Your goal: Count how many lines in the material below hold the word "draws"; the reply is that number alone.

Data for this task:
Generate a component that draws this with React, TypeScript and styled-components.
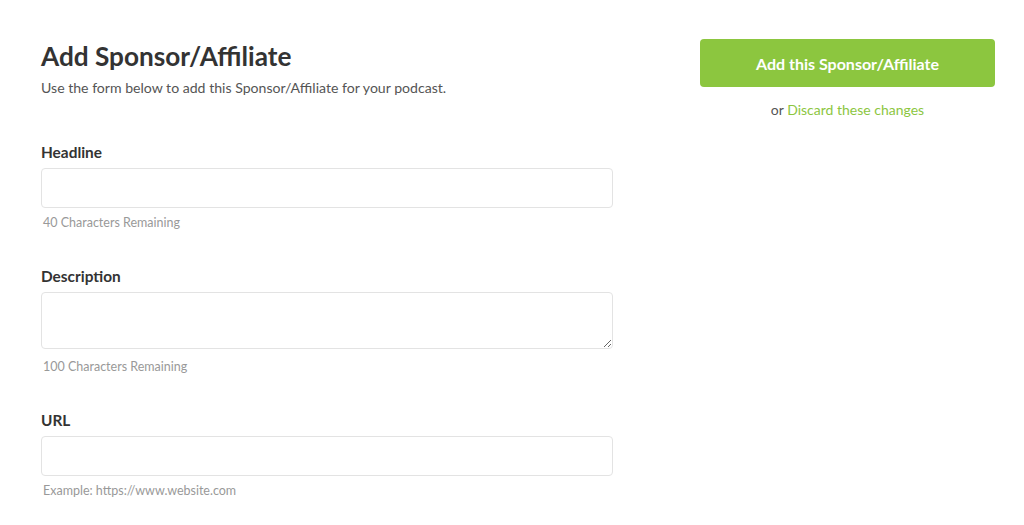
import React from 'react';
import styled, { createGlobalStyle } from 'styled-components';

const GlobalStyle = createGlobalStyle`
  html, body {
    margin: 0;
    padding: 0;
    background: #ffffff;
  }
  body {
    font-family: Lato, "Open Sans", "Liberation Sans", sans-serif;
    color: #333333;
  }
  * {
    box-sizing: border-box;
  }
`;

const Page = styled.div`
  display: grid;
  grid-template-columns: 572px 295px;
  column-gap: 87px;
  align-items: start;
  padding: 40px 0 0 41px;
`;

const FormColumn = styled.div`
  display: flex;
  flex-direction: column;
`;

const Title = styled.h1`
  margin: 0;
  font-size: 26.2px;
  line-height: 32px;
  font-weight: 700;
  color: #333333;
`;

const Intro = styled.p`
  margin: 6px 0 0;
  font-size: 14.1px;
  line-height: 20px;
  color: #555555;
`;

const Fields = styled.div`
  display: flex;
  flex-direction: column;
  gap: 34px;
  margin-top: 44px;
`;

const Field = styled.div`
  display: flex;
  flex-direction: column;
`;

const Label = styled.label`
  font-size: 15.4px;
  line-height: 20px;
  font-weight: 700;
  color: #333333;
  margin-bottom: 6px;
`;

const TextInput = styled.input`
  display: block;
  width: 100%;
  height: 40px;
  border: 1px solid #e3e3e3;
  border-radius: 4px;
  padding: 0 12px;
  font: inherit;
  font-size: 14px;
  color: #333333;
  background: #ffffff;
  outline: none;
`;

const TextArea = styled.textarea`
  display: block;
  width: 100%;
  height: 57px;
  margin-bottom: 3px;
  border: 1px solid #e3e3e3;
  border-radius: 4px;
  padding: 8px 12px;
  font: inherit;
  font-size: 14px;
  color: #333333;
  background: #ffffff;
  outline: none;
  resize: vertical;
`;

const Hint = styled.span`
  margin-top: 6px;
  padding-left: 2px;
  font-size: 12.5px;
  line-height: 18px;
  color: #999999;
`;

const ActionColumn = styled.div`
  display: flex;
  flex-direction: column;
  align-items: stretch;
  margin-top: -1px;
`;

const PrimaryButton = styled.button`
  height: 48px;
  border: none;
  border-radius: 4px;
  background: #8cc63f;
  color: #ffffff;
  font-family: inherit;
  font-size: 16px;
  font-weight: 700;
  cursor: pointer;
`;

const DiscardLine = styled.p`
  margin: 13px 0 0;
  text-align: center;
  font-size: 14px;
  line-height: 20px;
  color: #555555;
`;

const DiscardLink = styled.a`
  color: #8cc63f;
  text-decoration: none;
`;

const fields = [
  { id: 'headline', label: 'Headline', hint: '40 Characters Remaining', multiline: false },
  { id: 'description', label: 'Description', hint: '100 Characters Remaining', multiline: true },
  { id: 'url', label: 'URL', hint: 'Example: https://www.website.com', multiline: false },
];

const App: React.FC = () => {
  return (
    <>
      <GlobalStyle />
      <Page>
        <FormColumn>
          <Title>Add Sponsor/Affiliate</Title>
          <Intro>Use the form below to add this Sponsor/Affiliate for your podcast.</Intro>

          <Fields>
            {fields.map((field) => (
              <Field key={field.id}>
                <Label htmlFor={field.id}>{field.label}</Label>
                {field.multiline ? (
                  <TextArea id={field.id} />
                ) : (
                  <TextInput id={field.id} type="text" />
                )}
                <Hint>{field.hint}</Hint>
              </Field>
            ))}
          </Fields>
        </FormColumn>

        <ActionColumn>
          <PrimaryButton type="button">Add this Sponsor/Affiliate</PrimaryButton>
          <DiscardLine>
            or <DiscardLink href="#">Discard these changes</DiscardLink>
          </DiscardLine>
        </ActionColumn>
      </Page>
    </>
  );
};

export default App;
==
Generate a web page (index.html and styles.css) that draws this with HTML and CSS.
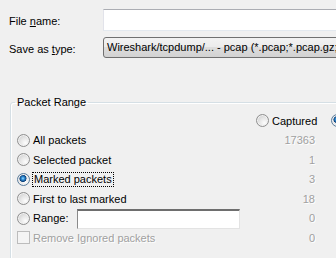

Task solution: 2